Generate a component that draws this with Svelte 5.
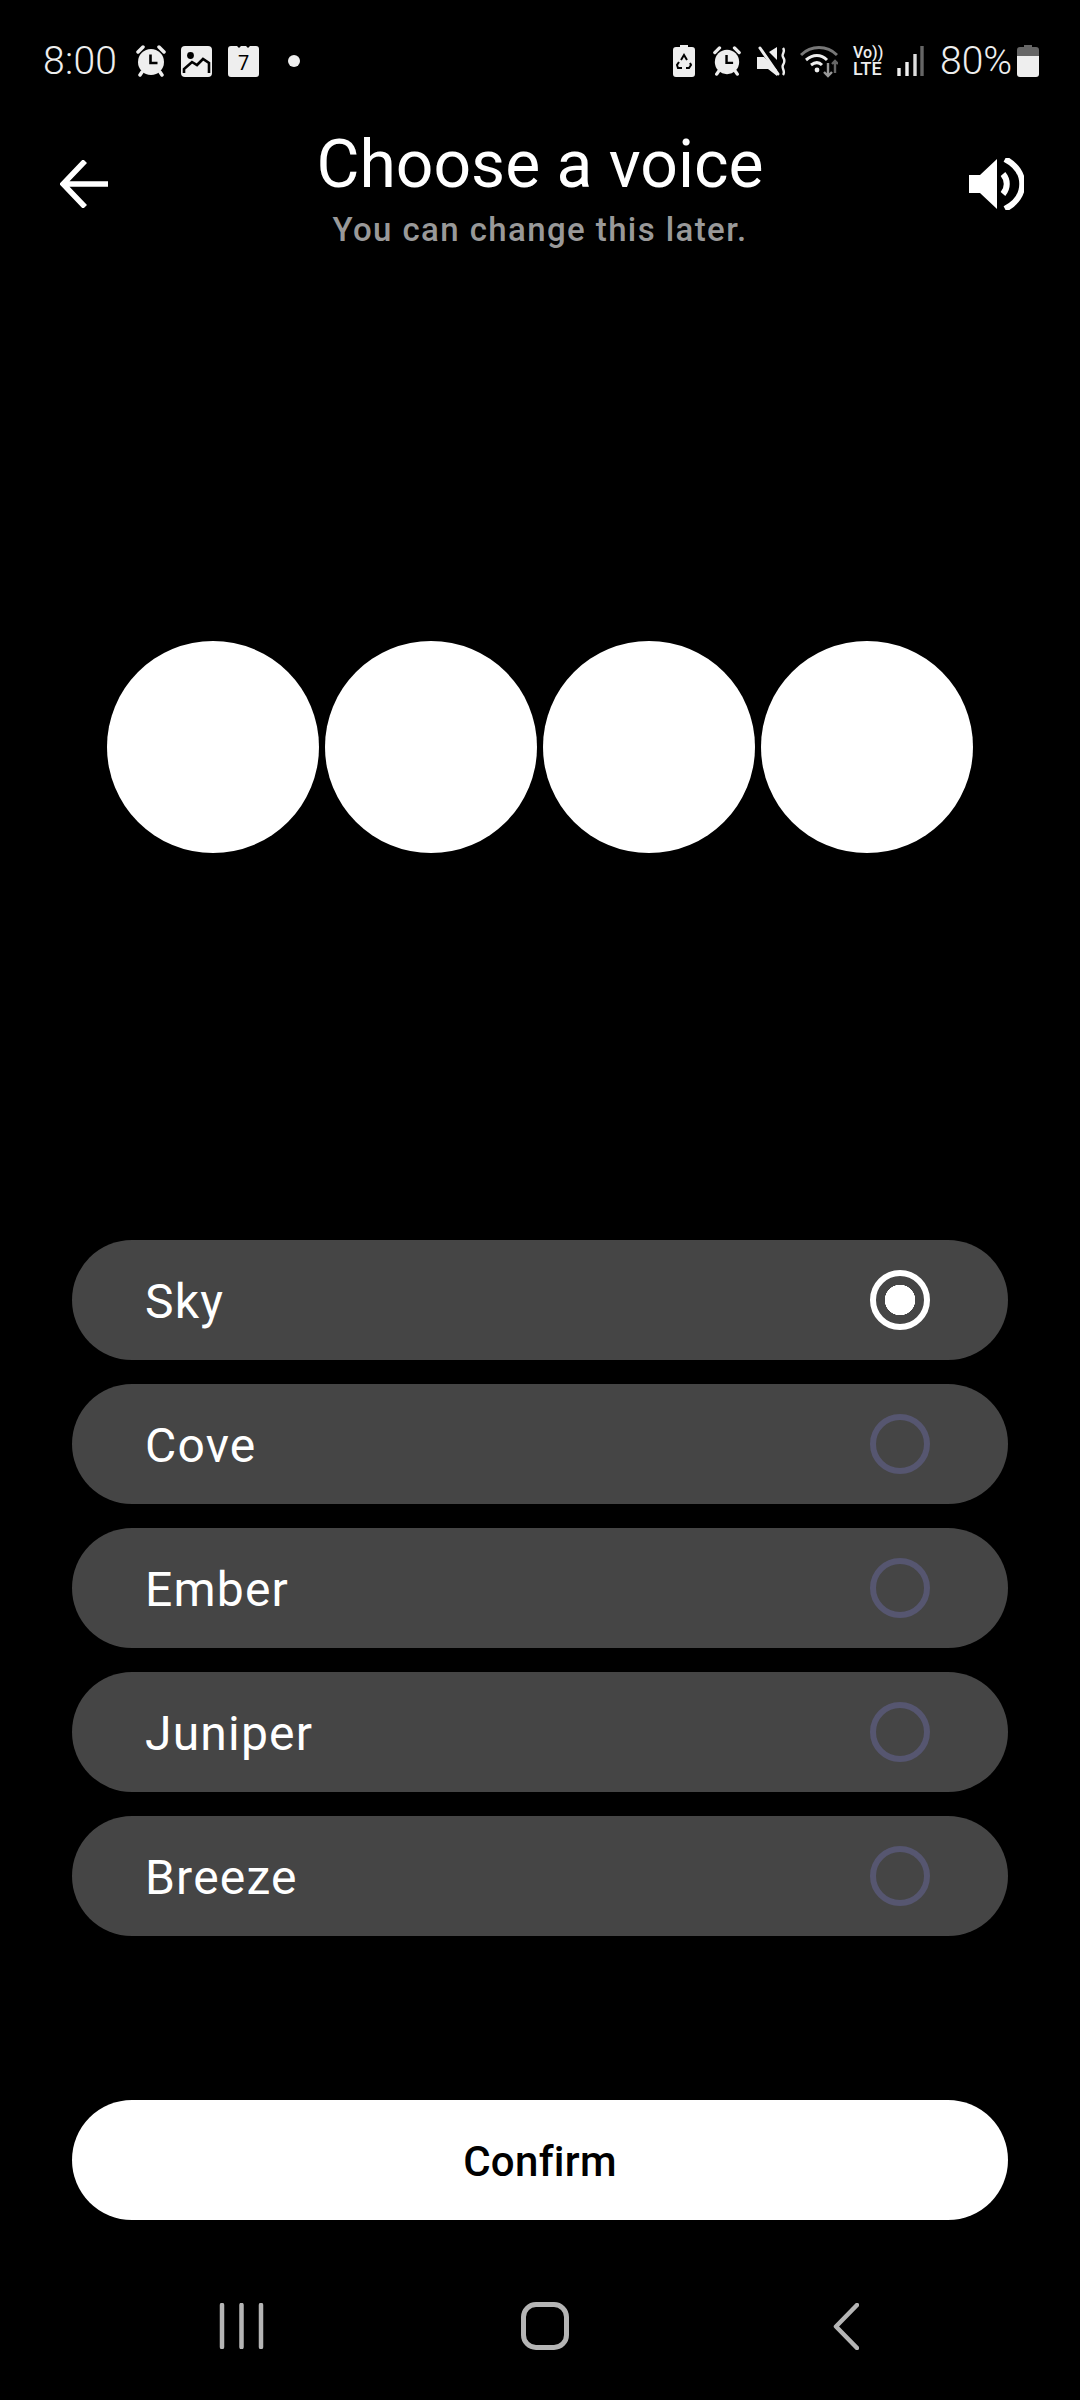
<script lang="ts">
  const voices = ['Sky', 'Cove', 'Ember', 'Juniper', 'Breeze'];
  let selected = $state('Sky');
</script>

<div class="screen">
  <div class="status">
    <div class="status-left">
      <span class="time">8:00</span>
      <svg class="ic alarm-l" viewBox="0 0 32 32">
        <path d="M3 7l5-5M29 7l-5-5" stroke="#eee" stroke-width="3.500" stroke-linecap="round" />
        <path d="M7 27l-2 3M25 27l2 3" stroke="#eee" stroke-width="3.500" stroke-linecap="round" />
        <circle cx="16" cy="17" r="13" fill="#eee" />
        <path d="M15.500 9.500v8.500h7" fill="none" stroke="#000" stroke-width="2.600" />
      </svg>
      <svg class="ic picture" viewBox="0 0 31 31">
        <rect width="31" height="31" rx="4" fill="#eee" />
        <circle cx="9.500" cy="9.500" r="3.400" fill="#000" />
        <path d="M3 27v-4l8-7 5 3 6-6 6 4v10" fill="none" stroke="#000" stroke-width="2.600" />
      </svg>
      <svg class="ic cal" viewBox="0 0 31 31">
        <path d="M3 0h6l2 2 2-2h5l2 2 2-2h6a3 3 0 0 1 3 3v25a3 3 0 0 1-3 3H3a3 3 0 0 1-3-3V3a3 3 0 0 1 3-3z" fill="#eee" />
        <text x="15.500" y="24" text-anchor="middle" class="cal-day">7</text>
      </svg>
      <span class="dot"></span>
    </div>
    <div class="status-right">
      <svg class="ic batt-s" viewBox="0 0 22 32">
        <path d="M7 0h8v2h4a3 3 0 0 1 3 3v24a3 3 0 0 1-3 3H3a3 3 0 0 1-3-3V5a3 3 0 0 1 3-3h4z" fill="#eee" />
        <path d="M8 15l3-5 3 5M17 18l1 2-2 3h-3M9 23H5l-1-3 2-3" fill="none" stroke="#000" stroke-width="2" />
      </svg>
      <svg class="ic alarm-r" viewBox="0 0 32 32">
        <path d="M3 7l5-5M29 7l-5-5" stroke="#eee" stroke-width="3.500" stroke-linecap="round" />
        <path d="M7 27l-2 3M25 27l2 3" stroke="#eee" stroke-width="3.500" stroke-linecap="round" />
        <circle cx="16" cy="17" r="13" fill="#eee" />
        <path d="M15.500 9.500v8.500h7" fill="none" stroke="#000" stroke-width="2.600" />
      </svg>
      <svg class="ic mute" viewBox="0 0 30 31">
        <path d="M0 11h6l1 0 13 13v6l-9-7H0zM12 6l8-5v13z" fill="#eee" />
        <path d="M3 2l18 26" stroke="#eee" stroke-width="3" stroke-linecap="round" />
        <path d="M26 2c3 4-2 6 0 9s2 5 0 8 3 6 0 10" fill="none" stroke="#eee" stroke-width="2.400" />
      </svg>
      <svg class="ic wifi" viewBox="0 0 38 34">
        <path d="M1 11c10-10 26-10 36 0" fill="none" stroke="#777" stroke-width="3" />
        <path d="M6 16c7-6 15-6 21 0" fill="none" stroke="#eee" stroke-width="3" />
        <path d="M11 21c4-3 8-3 11 0" fill="none" stroke="#eee" stroke-width="3" />
        <circle cx="17" cy="26" r="2.400" fill="#eee" />
        <path d="M28 19v13M24 28l4 4 4-4" fill="none" stroke="#999" stroke-width="2.400" />
        <path d="M35 29V17M32 20l3-3 3 3" fill="none" stroke="#666" stroke-width="2.400" />
      </svg>
      <span class="volte"><span>Vo))</span><span class="lte">LTE</span></span>
      <svg class="ic signal" viewBox="0 0 27 30">
        <path d="M2 22v8M10 16v14" stroke="#eee" stroke-width="3.400" />
        <path d="M18 8v22" stroke="#ddd" stroke-width="3.400" />
        <path d="M25 0v30" stroke="#666" stroke-width="3.400" />
      </svg>
      <span class="pct">80%</span>
      <svg class="ic battery" viewBox="0 0 22 32">
        <path d="M7 0h8v2h4a3 3 0 0 1 3 3v6H0V5a3 3 0 0 1 3-3h4z" fill="#666" />
        <path d="M0 11h22v18a3 3 0 0 1-3 3H3a3 3 0 0 1-3-3z" fill="#eee" />
      </svg>
    </div>
  </div>

  <header class="top">
    <svg class="back" viewBox="0 0 48 48">
      <path d="M48 24H4M25 1L3 24l22 23" fill="none" stroke="#fff" stroke-width="5.500" />
    </svg>
    <div class="titles">
      <h1>Choose a voice</h1>
      <p>You can change this later.</p>
    </div>
    <svg class="speaker" viewBox="0 0 55 52">
      <path d="M0 17h11L28 1v50L11 35H0z" fill="#fff" />
      <path d="M34 16c5 6 5 14 0 20" fill="none" stroke="#fff" stroke-width="6" />
      <path d="M36 1c23 12 23 38 0 50" fill="none" stroke="#fff" stroke-width="6" />
    </svg>
  </header>

  <div class="orbs">
    {#each [0, 1, 2, 3] as orb (orb)}
      <div class="orb"></div>
    {/each}
  </div>

  <div class="options">
    {#each voices as voice (voice)}
      <button type="button" class="option" onclick={() => (selected = voice)}>
        <span class="label">{voice}</span>
        <span class="radio" class:on={voice === selected}></span>
      </button>
    {/each}
  </div>

  <button type="button" class="confirm">Confirm</button>

  <nav class="nav">
    <svg class="recents" viewBox="0 0 45 46">
      <path d="M3 2v42M22.500 2v42M42 2v42" stroke="#b5b5b5" stroke-width="4.500" stroke-linecap="round" />
    </svg>
    <span class="home"></span>
    <svg class="prev" viewBox="0 0 26 47">
      <path d="M24 2L3 23.500 24 45" fill="none" stroke="#b5b5b5" stroke-width="4.500" stroke-linecap="round" stroke-linejoin="round" />
    </svg>
  </nav>
</div>

<style>
  :global(body) {
    margin: 0;
    background: #000;
  }

  .screen {
    width: 1080px;
    height: 2400px;
    background: #000;
    color: #fff;
    font-family: Roboto, 'Noto Sans', sans-serif;
    display: flex;
    flex-direction: column;
    overflow: hidden;
  }

  .status {
    height: 122px;
    flex: none;
    display: flex;
    align-items: center;
    justify-content: space-between;
    padding: 0 41px 0 43px;
    color: #eee;
  }

  .status-left,
  .status-right {
    display: flex;
    align-items: center;
  }

  .ic {
    display: block;
    flex: none;
  }

  .time {
    font-size: 39px;
    font-weight: 300;
    line-height: 46px;
    width: 92px;
    letter-spacing: 0.3px;
  }

  .alarm-l {
    width: 32px;
    height: 32px;
  }

  .picture {
    width: 31px;
    height: 31px;
    margin-left: 14px;
  }

  .cal {
    width: 31px;
    height: 31px;
    margin-left: 16px;
  }

  .cal-day {
    font-size: 20px;
    fill: #000;
  }

  .dot {
    width: 12px;
    height: 12px;
    margin-left: 29px;
    border-radius: 50%;
    background: #eee;
  }

  .batt-s {
    width: 22px;
    height: 32px;
  }

  .alarm-r {
    width: 30px;
    height: 30px;
    margin-left: 17px;
  }

  .mute {
    width: 30px;
    height: 31px;
    margin-left: 15px;
  }

  .wifi {
    width: 38px;
    height: 34px;
    margin-left: 13px;
  }

  .volte {
    display: flex;
    flex-direction: column;
    width: 31px;
    margin-left: 15px;
    font-size: 16px;
    line-height: 16px;
    font-weight: 500;
    white-space: nowrap;
  }

  .lte {
    font-size: 18px;
  }

  .signal {
    width: 27px;
    height: 30px;
    margin-left: 13px;
  }

  .pct {
    font-size: 39px;
    font-weight: 300;
    line-height: 46px;
    margin-left: 16px;
    width: 77px;
  }

  .battery {
    width: 22px;
    height: 32px;
  }

  .top {
    height: 128px;
    flex: none;
    display: flex;
    align-items: flex-start;
    justify-content: space-between;
    padding: 0 56px 0 60px;
  }

  .back {
    width: 48px;
    height: 48px;
    margin-top: 38px;
  }

  .speaker {
    width: 55px;
    height: 52px;
    margin-top: 36px;
  }

  .titles {
    text-align: center;
    padding: 7px 0 0 3px;
  }

  h1 {
    margin: 0;
    font-size: 66px;
    line-height: 72px;
    font-weight: 400;
  }

  .titles p {
    margin: 9px 0 0;
    font-size: 33px;
    font-weight: 500;
    line-height: 40px;
    letter-spacing: 1.4px;
    color: #999;
  }

  .orbs {
    display: flex;
    justify-content: center;
    gap: 6px;
    margin-top: 391px;
    flex: none;
  }

  .orb {
    width: 212px;
    height: 212px;
    border-radius: 50%;
    background: #fff;
  }

  .options {
    display: flex;
    flex-direction: column;
    gap: 24px;
    margin: 387px 72px 0;
    flex: none;
  }

  .option {
    height: 120px;
    border: none;
    border-radius: 60px;
    background: #454545;
    color: #fff;
    display: flex;
    align-items: center;
    justify-content: space-between;
    padding: 0 78px 0 73px;
    font-family: inherit;
    font-size: 48px;
    letter-spacing: 1.200px;
  }

  .label {
    margin-top: 3px;
  }

  .radio {
    width: 60px;
    height: 60px;
    box-sizing: border-box;
    border: 6px solid #565670;
    border-radius: 50%;
  }

  .radio.on {
    border-color: #fff;
    background: radial-gradient(circle, #fff 0 15px, transparent 15.500px);
  }

  .confirm {
    flex: none;
    height: 120px;
    margin: 164px 72px 0;
    padding: 3px 0 0;
    border: none;
    border-radius: 60px;
    background: #fff;
    color: #000;
    font-family: inherit;
    font-size: 42px;
    font-weight: 500;
    letter-spacing: 0.300px;
  }

  .nav {
    flex: none;
    display: grid;
    grid-template-columns: 45px 48px 26px;
    justify-content: space-between;
    align-items: center;
    margin: 82px 221px 0 219px;
    height: 48px;
  }

  .recents {
    width: 45px;
    height: 46px;
  }

  .home {
    width: 48px;
    height: 48px;
    margin-left: -4px;
    box-sizing: border-box;
    border: 5px solid #b5b5b5;
    border-radius: 15px;
  }

  .prev {
    width: 26px;
    height: 47px;
  }
</style>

•••

What is the number of lines above that hold the string "this"? Answer with that number alone.

2